# Aim
Pictures do not belong in the copy; restate the records below word for word.

# Data section
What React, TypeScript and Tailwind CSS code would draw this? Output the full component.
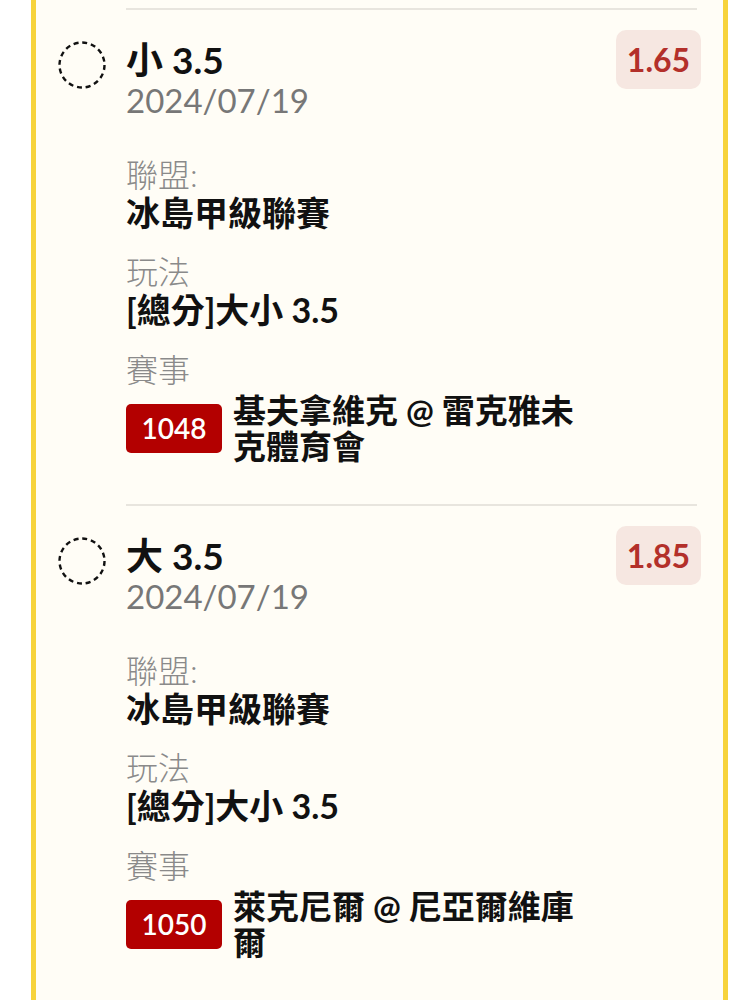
import React from "react";

type Bet = {
  pick: string;
  date: string;
  odds: string;
  league: string;
  market: string;
  code: string;
  match: string;
};

const bets: Bet[] = [
  {
    pick: "小 3.5",
    date: "2024/07/19",
    odds: "1.65",
    league: "冰島甲級聯賽",
    market: "[總分]大小 3.5",
    code: "1048",
    match: "基夫拿維克 @ 雷克雅未克體育會",
  },
  {
    pick: "大 3.5",
    date: "2024/07/19",
    odds: "1.85",
    league: "冰島甲級聯賽",
    market: "[總分]大小 3.5",
    code: "1050",
    match: "萊克尼爾 @ 尼亞爾維庫爾",
  },
];

const font = { fontFamily: 'Lato, "Noto Sans CJK TC", sans-serif' };

const Radio = () => (
  <svg width="48" height="48" viewBox="0 0 48 48">
    <circle
      cx="24"
      cy="24"
      r="22.5"
      fill="none"
      stroke="#111"
      strokeWidth="2.4"
      strokeDasharray="5 3.8"
    />
  </svg>
);

const BetItem = ({ bet }: { bet: Bet }) => {
  return (
    <div className="flex pl-[22px] pr-[26px]">
      <div className="mt-[33px] w-[48px] shrink-0">
        <Radio />
      </div>

      <div className="ml-[20px] flex flex-1 items-start border-t-2 border-[#e8e5de] pt-[20px] pb-[40px]">
        <div className="flex-1 pt-[10px]">
          {/* pick + date */}
          <div className="text-[37px] font-bold leading-[40px] text-[#111]">{bet.pick}</div>
          <div className="text-[33px] leading-[40px] text-[#777]">{bet.date}</div>

          <div className="mt-[36px]">
            <div className="text-[32px] font-light leading-[38px] text-[#8a8a8a]">聯盟:</div>
            <div className="text-[34px] font-bold leading-[38px] text-[#111]">{bet.league}</div>
          </div>

          <div className="mt-[21px]">
            <div className="text-[32px] font-light leading-[38px] text-[#8a8a8a]">玩法</div>
            <div className="text-[34px] font-bold leading-[38px] text-[#111]">{bet.market}</div>
          </div>

          <div className="mt-[22px]">
            <div className="text-[32px] font-light leading-[38px] text-[#8a8a8a]">賽事</div>
            <div className="mt-[3px] flex items-center gap-[11px]">
              <span className="flex h-[49px] w-[96px] shrink-0 items-center justify-center rounded-[5px] bg-[#b30000] text-[28px] font-semibold leading-none text-white">
                {bet.code}
              </span>
              <span className="text-[33px] font-bold leading-[36px] text-[#111]">{bet.match}</span>
            </div>
          </div>
        </div>

        <div className="-mr-[4px] ml-[16px] flex h-[59px] w-[85px] shrink-0 items-center justify-center rounded-[10px] bg-[#f6e7e1] text-[32px] font-bold text-[#b3302a]">
          {bet.odds}
        </div>
      </div>
    </div>
  );
};

export default function App() {
  return (
    <div className="min-h-screen bg-white" style={font}>
      <div className="ml-[31px] min-h-screen w-[697px] border-x-[5px] border-[#f7d33c] bg-[#fffdf6] pt-[8px]">
        {bets.map((b) => (
          <BetItem key={b.code} bet={b} />
        ))}
        <div className="ml-[90px] mr-[26px] border-t-2 border-[#e8e5de]" />
      </div>
    </div>
  );
}
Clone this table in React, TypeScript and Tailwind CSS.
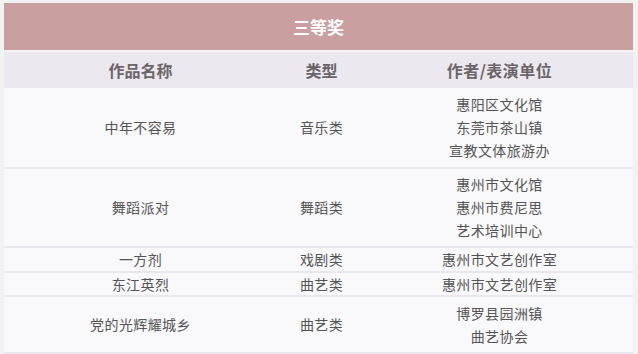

# Response for this exercise
What React, TypeScript and Tailwind CSS code would draw this? Output the full component.
import React from "react";

type Bet = {
  pick: string;
  date: string;
  odds: string;
  league: string;
  market: string;
  code: string;
  match: string;
};

const bets: Bet[] = [
  {
    pick: "小 3.5",
    date: "2024/07/19",
    odds: "1.65",
    league: "冰島甲級聯賽",
    market: "[總分]大小 3.5",
    code: "1048",
    match: "基夫拿維克 @ 雷克雅未克體育會",
  },
  {
    pick: "大 3.5",
    date: "2024/07/19",
    odds: "1.85",
    league: "冰島甲級聯賽",
    market: "[總分]大小 3.5",
    code: "1050",
    match: "萊克尼爾 @ 尼亞爾維庫爾",
  },
];

const font = { fontFamily: 'Lato, "Noto Sans CJK TC", sans-serif' };

const Radio = () => (
  <svg width="48" height="48" viewBox="0 0 48 48">
    <circle
      cx="24"
      cy="24"
      r="22.5"
      fill="none"
      stroke="#111"
      strokeWidth="2.4"
      strokeDasharray="5 3.8"
    />
  </svg>
);

const BetItem = ({ bet }: { bet: Bet }) => {
  return (
    <div className="flex pl-[22px] pr-[26px]">
      <div className="mt-[33px] w-[48px] shrink-0">
        <Radio />
      </div>

      <div className="ml-[20px] flex flex-1 items-start border-t-2 border-[#e8e5de] pt-[20px] pb-[40px]">
        <div className="flex-1 pt-[10px]">
          {/* pick + date */}
          <div className="text-[37px] font-bold leading-[40px] text-[#111]">{bet.pick}</div>
          <div className="text-[33px] leading-[40px] text-[#777]">{bet.date}</div>

          <div className="mt-[36px]">
            <div className="text-[32px] font-light leading-[38px] text-[#8a8a8a]">聯盟:</div>
            <div className="text-[34px] font-bold leading-[38px] text-[#111]">{bet.league}</div>
          </div>

          <div className="mt-[21px]">
            <div className="text-[32px] font-light leading-[38px] text-[#8a8a8a]">玩法</div>
            <div className="text-[34px] font-bold leading-[38px] text-[#111]">{bet.market}</div>
          </div>

          <div className="mt-[22px]">
            <div className="text-[32px] font-light leading-[38px] text-[#8a8a8a]">賽事</div>
            <div className="mt-[3px] flex items-center gap-[11px]">
              <span className="flex h-[49px] w-[96px] shrink-0 items-center justify-center rounded-[5px] bg-[#b30000] text-[28px] font-semibold leading-none text-white">
                {bet.code}
              </span>
              <span className="text-[33px] font-bold leading-[36px] text-[#111]">{bet.match}</span>
            </div>
          </div>
        </div>

        <div className="-mr-[4px] ml-[16px] flex h-[59px] w-[85px] shrink-0 items-center justify-center rounded-[10px] bg-[#f6e7e1] text-[32px] font-bold text-[#b3302a]">
          {bet.odds}
        </div>
      </div>
    </div>
  );
};

export default function App() {
  return (
    <div className="min-h-screen bg-white" style={font}>
      <div className="ml-[31px] min-h-screen w-[697px] border-x-[5px] border-[#f7d33c] bg-[#fffdf6] pt-[8px]">
        {bets.map((b) => (
          <BetItem key={b.code} bet={b} />
        ))}
        <div className="ml-[90px] mr-[26px] border-t-2 border-[#e8e5de]" />
      </div>
    </div>
  );
}
Clone this table in React, TypeScript and Tailwind CSS.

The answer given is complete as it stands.